┌──
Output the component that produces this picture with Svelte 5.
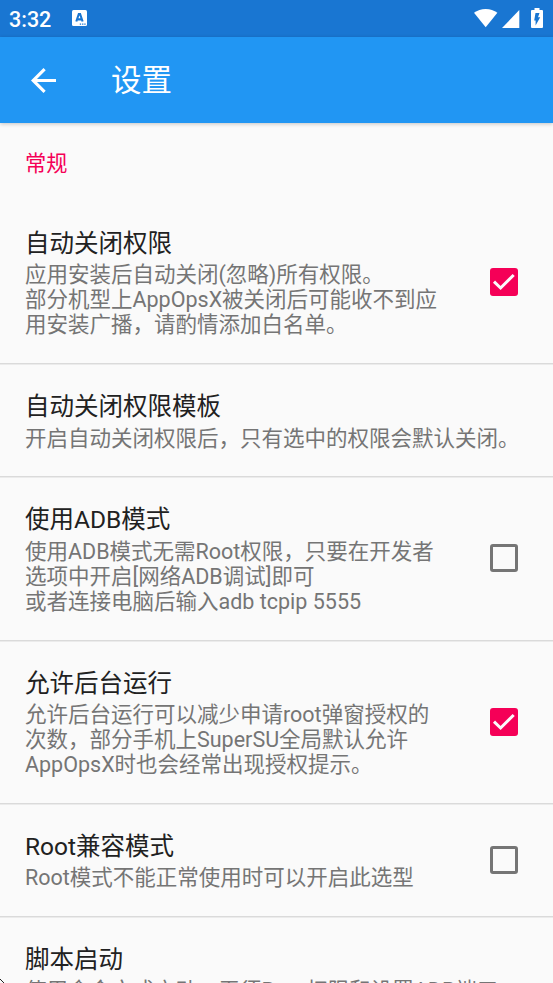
<script lang="ts">
    type Preference = {
        title: string;
        summary: string[];
        checked?: boolean;
    };

    let preferences = $state<Preference[]>([
        {
            title: '自动关闭权限',
            summary: ['应用安装后自动关闭(忽略)所有权限。', '部分机型上AppOpsX被关闭后可能收不到应', '用安装广播，请酌情添加白名单。'],
            checked: true
        },
        {
            title: '自动关闭权限模板',
            summary: ['开启自动关闭权限后，只有选中的权限会默认关闭。']
        },
        {
            title: '使用ADB模式',
            summary: ['使用ADB模式无需Root权限，只要在开发者', '选项中开启[网络ADB调试]即可', '或者连接电脑后输入adb tcpip 5555'],
            checked: false
        },
        {
            title: '允许后台运行',
            summary: ['允许后台运行可以减少申请root弹窗授权的', '次数，部分手机上SuperSU全局默认允许', 'AppOpsX时也会经常出现授权提示。'],
            checked: true
        },
        {
            title: 'Root兼容模式',
            summary: ['Root模式不能正常使用时可以开启此选型'],
            checked: false
        },
        {
            title: '脚本启动',
            summary: ['使用命令方式启动，无须Root权限和设置ADB端口']
        }
    ]);

    function toggle(item: Preference) {
        if (item.checked !== undefined) {
            item.checked = !item.checked;
        }
    }
</script>

<div class="screen">
    <div class="status-bar">
        <span class="clock">3:32</span>
        <svg class="notification" width="15" height="16" viewBox="0 0 15 16">
            <rect width="15" height="16" rx="1.5" fill="#fff" />
            <path d="M4.3 11.5 6.8 4h1.3l2.5 7.5M5.2 9.4h4.4" fill="none" stroke="#1976d2" stroke-width="2.1" />
            <path d="M7.8 14.2h1.3M10.1 14.2h1.3M12.3 14.2h1.3" stroke="#1976d2" stroke-width="1.3" />
        </svg>
        <div class="indicators">
            <svg width="24" height="19" viewBox="0 0 24 19">
                <path d="M0 3.8C3.3 1.3 7.3 0 11.7 0s8.4 1.3 11.7 3.8L11.7 18.3z" fill="#fff" />
            </svg>
            <svg class="signal" width="18" height="18" viewBox="0 0 18 18">
                <path d="M17.3 0v18H0z" fill="#fff" />
            </svg>
            <svg class="battery" width="12" height="20" viewBox="0 0 12 20">
                <path d="M3.5 0h5v2H11q1 0 1 1v16q0 1-1 1H1q-1 0-1-1V3q0-1 1-1h2.5z" fill="#fff" />
                <path d="M4.5 5h4L7 9.2h2.2L4.6 17.5v-5H3.2z" fill="#1976d2" />
            </svg>
        </div>
    </div>

    <header class="toolbar">
        <button class="back" aria-label="返回">
            <svg width="25" height="25" viewBox="0 0 16 16">
                <path d="M16 7H3.83l5.59-5.59L8 0 0 8l8 8 1.41-1.41L3.83 9H16z" fill="#fff" />
            </svg>
        </button>
        <h1>设置</h1>
    </header>

    <main>
        <h2 class="category">常规</h2>
        {#each preferences as item}
            <button class="preference" onclick={() => toggle(item)}>
                <span class="texts">
                    <span class="title">{item.title}</span>
                    {#each item.summary as line}
                        <span class="summary">{line}</span>
                    {/each}
                </span>
                {#if item.checked !== undefined}
                    <span class="checkbox" class:checked={item.checked}>
                        {#if item.checked}
                            <svg width="28" height="28" viewBox="0 0 28 28">
                                <path d="M4 13.7l6.6 6.3L23.7 7" fill="none" stroke="#fafafa" stroke-width="3" />
                            </svg>
                        {/if}
                    </span>
                {/if}
            </button>
        {/each}
    </main>

    <svg class="corner" width="5" height="4" viewBox="0 0 5 4">
        <path d="M0 .5h1M1 1.5h1M2 2.5h1M3 3.5h1" stroke="#222" stroke-width="1" />
    </svg>
</div>

<style>
    :global(body) {
        margin: 0;
        overflow: hidden;
    }

    .screen {
        position: relative;
        width: 553px;
        height: 983px;
        overflow: hidden;
        display: flex;
        flex-direction: column;
        background: #fafafa;
        font-family: Roboto, 'Noto Sans CJK SC', sans-serif;
    }

    .status-bar {
        flex: none;
        height: 37px;
        box-sizing: border-box;
        padding: 0 10px 0 9px;
        display: flex;
        align-items: center;
        background: #1976d2;
        color: #fff;
    }

    .clock {
        width: 63px;
        font-size: 21.5px;
        font-weight: 500;
        line-height: 37px;
        padding-top: 2px;
    }

    .notification {
        margin-bottom: 1px;
    }

    .indicators {
        display: flex;
        align-items: center;
        margin-left: auto;
        padding-bottom: 1px;
    }

    .signal {
        margin: 1px 0 0 4px;
    }

    .battery {
        margin-left: 11px;
    }

    .toolbar {
        flex: none;
        height: 86px;
        display: flex;
        align-items: center;
        background: #2196f3;
        color: #fff;
        box-shadow: 0 1px 4px rgba(0, 0, 0, 0.22);
    }

    .back {
        width: 86px;
        height: 86px;
        padding: 0;
        border: none;
        background: none;
        display: flex;
        align-items: center;
        justify-content: center;
    }

    h1 {
        margin: 2px 0 0 25px;
        font-size: 30.5px;
        font-weight: 400;
        line-height: 40px;
    }

    main {
        flex: 1;
        min-height: 0;
    }

    .category {
        box-sizing: border-box;
        height: 78px;
        margin: 0;
        padding-left: 25px;
        font-size: 21.2px;
        font-weight: 400;
        line-height: 81px;
        color: #f50057;
    }

    .preference {
        width: 100%;
        box-sizing: border-box;
        display: flex;
        align-items: center;
        justify-content: space-between;
        padding: 24.1px 35px 25.7px 25px;
        border: none;
        border-bottom: 1px solid #dadada;
        box-shadow: 0 1px #ebebeb;
        background: none;
        font-family: inherit;
        text-align: left;
    }

    .preference:last-child {
        border-bottom: none;
    }

    .title,
    .summary {
        display: block;
        white-space: nowrap;
    }

    .title {
        font-size: 24.5px;
        line-height: 37.2px;
        color: #212121;
    }

    .summary {
        font-size: 21.5px;
        line-height: 25.1px;
        color: #757575;
    }

    .checkbox {
        flex: none;
        width: 28px;
        height: 28px;
        box-sizing: border-box;
        margin-top: 1.4px;
        border: 3px solid #757575;
        border-radius: 3px;
    }

    .checkbox.checked {
        border: none;
        background: #f50057;
    }

    .checkbox svg {
        display: block;
    }

    /* tip of the pointer resting on the screen edge */
    .corner {
        position: absolute;
        left: 0;
        bottom: 0;
    }
</style>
└──
# [Exercise description]
Copy each line above precisely, dropping the pictures.

# [Completed task]
Output the component that produces this picture with Svelte 5.
<script lang="ts">
    type Preference = {
        title: string;
        summary: string[];
        checked?: boolean;
    };

    let preferences = $state<Preference[]>([
        {
            title: '自动关闭权限',
            summary: ['应用安装后自动关闭(忽略)所有权限。', '部分机型上AppOpsX被关闭后可能收不到应', '用安装广播，请酌情添加白名单。'],
            checked: true
        },
        {
            title: '自动关闭权限模板',
            summary: ['开启自动关闭权限后，只有选中的权限会默认关闭。']
        },
        {
            title: '使用ADB模式',
            summary: ['使用ADB模式无需Root权限，只要在开发者', '选项中开启[网络ADB调试]即可', '或者连接电脑后输入adb tcpip 5555'],
            checked: false
        },
        {
            title: '允许后台运行',
            summary: ['允许后台运行可以减少申请root弹窗授权的', '次数，部分手机上SuperSU全局默认允许', 'AppOpsX时也会经常出现授权提示。'],
            checked: true
        },
        {
            title: 'Root兼容模式',
            summary: ['Root模式不能正常使用时可以开启此选型'],
            checked: false
        },
        {
            title: '脚本启动',
            summary: ['使用命令方式启动，无须Root权限和设置ADB端口']
        }
    ]);

    function toggle(item: Preference) {
        if (item.checked !== undefined) {
            item.checked = !item.checked;
        }
    }
</script>

<div class="screen">
    <div class="status-bar">
        <span class="clock">3:32</span>
        <svg class="notification" width="15" height="16" viewBox="0 0 15 16">
            <rect width="15" height="16" rx="1.5" fill="#fff" />
            <path d="M4.3 11.5 6.8 4h1.3l2.5 7.5M5.2 9.4h4.4" fill="none" stroke="#1976d2" stroke-width="2.1" />
            <path d="M7.8 14.2h1.3M10.1 14.2h1.3M12.3 14.2h1.3" stroke="#1976d2" stroke-width="1.3" />
        </svg>
        <div class="indicators">
            <svg width="24" height="19" viewBox="0 0 24 19">
                <path d="M0 3.8C3.3 1.3 7.3 0 11.7 0s8.4 1.3 11.7 3.8L11.7 18.3z" fill="#fff" />
            </svg>
            <svg class="signal" width="18" height="18" viewBox="0 0 18 18">
                <path d="M17.3 0v18H0z" fill="#fff" />
            </svg>
            <svg class="battery" width="12" height="20" viewBox="0 0 12 20">
                <path d="M3.5 0h5v2H11q1 0 1 1v16q0 1-1 1H1q-1 0-1-1V3q0-1 1-1h2.5z" fill="#fff" />
                <path d="M4.5 5h4L7 9.2h2.2L4.6 17.5v-5H3.2z" fill="#1976d2" />
            </svg>
        </div>
    </div>

    <header class="toolbar">
        <button class="back" aria-label="返回">
            <svg width="25" height="25" viewBox="0 0 16 16">
                <path d="M16 7H3.83l5.59-5.59L8 0 0 8l8 8 1.41-1.41L3.83 9H16z" fill="#fff" />
            </svg>
        </button>
        <h1>设置</h1>
    </header>

    <main>
        <h2 class="category">常规</h2>
        {#each preferences as item}
            <button class="preference" onclick={() => toggle(item)}>
                <span class="texts">
                    <span class="title">{item.title}</span>
                    {#each item.summary as line}
                        <span class="summary">{line}</span>
                    {/each}
                </span>
                {#if item.checked !== undefined}
                    <span class="checkbox" class:checked={item.checked}>
                        {#if item.checked}
                            <svg width="28" height="28" viewBox="0 0 28 28">
                                <path d="M4 13.7l6.6 6.3L23.7 7" fill="none" stroke="#fafafa" stroke-width="3" />
                            </svg>
                        {/if}
                    </span>
                {/if}
            </button>
        {/each}
    </main>

    <svg class="corner" width="5" height="4" viewBox="0 0 5 4">
        <path d="M0 .5h1M1 1.5h1M2 2.5h1M3 3.5h1" stroke="#222" stroke-width="1" />
    </svg>
</div>

<style>
    :global(body) {
        margin: 0;
        overflow: hidden;
    }

    .screen {
        position: relative;
        width: 553px;
        height: 983px;
        overflow: hidden;
        display: flex;
        flex-direction: column;
        background: #fafafa;
        font-family: Roboto, 'Noto Sans CJK SC', sans-serif;
    }

    .status-bar {
        flex: none;
        height: 37px;
        box-sizing: border-box;
        padding: 0 10px 0 9px;
        display: flex;
        align-items: center;
        background: #1976d2;
        color: #fff;
    }

    .clock {
        width: 63px;
        font-size: 21.5px;
        font-weight: 500;
        line-height: 37px;
        padding-top: 2px;
    }

    .notification {
        margin-bottom: 1px;
    }

    .indicators {
        display: flex;
        align-items: center;
        margin-left: auto;
        padding-bottom: 1px;
    }

    .signal {
        margin: 1px 0 0 4px;
    }

    .battery {
        margin-left: 11px;
    }

    .toolbar {
        flex: none;
        height: 86px;
        display: flex;
        align-items: center;
        background: #2196f3;
        color: #fff;
        box-shadow: 0 1px 4px rgba(0, 0, 0, 0.22);
    }

    .back {
        width: 86px;
        height: 86px;
        padding: 0;
        border: none;
        background: none;
        display: flex;
        align-items: center;
        justify-content: center;
    }

    h1 {
        margin: 2px 0 0 25px;
        font-size: 30.5px;
        font-weight: 400;
        line-height: 40px;
    }

    main {
        flex: 1;
        min-height: 0;
    }

    .category {
        box-sizing: border-box;
        height: 78px;
        margin: 0;
        padding-left: 25px;
        font-size: 21.2px;
        font-weight: 400;
        line-height: 81px;
        color: #f50057;
    }

    .preference {
        width: 100%;
        box-sizing: border-box;
        display: flex;
        align-items: center;
        justify-content: space-between;
        padding: 24.1px 35px 25.7px 25px;
        border: none;
        border-bottom: 1px solid #dadada;
        box-shadow: 0 1px #ebebeb;
        background: none;
        font-family: inherit;
        text-align: left;
    }

    .preference:last-child {
        border-bottom: none;
    }

    .title,
    .summary {
        display: block;
        white-space: nowrap;
    }

    .title {
        font-size: 24.5px;
        line-height: 37.2px;
        color: #212121;
    }

    .summary {
        font-size: 21.5px;
        line-height: 25.1px;
        color: #757575;
    }

    .checkbox {
        flex: none;
        width: 28px;
        height: 28px;
        box-sizing: border-box;
        margin-top: 1.4px;
        border: 3px solid #757575;
        border-radius: 3px;
    }

    .checkbox.checked {
        border: none;
        background: #f50057;
    }

    .checkbox svg {
        display: block;
    }

    /* tip of the pointer resting on the screen edge */
    .corner {
        position: absolute;
        left: 0;
        bottom: 0;
    }
</style>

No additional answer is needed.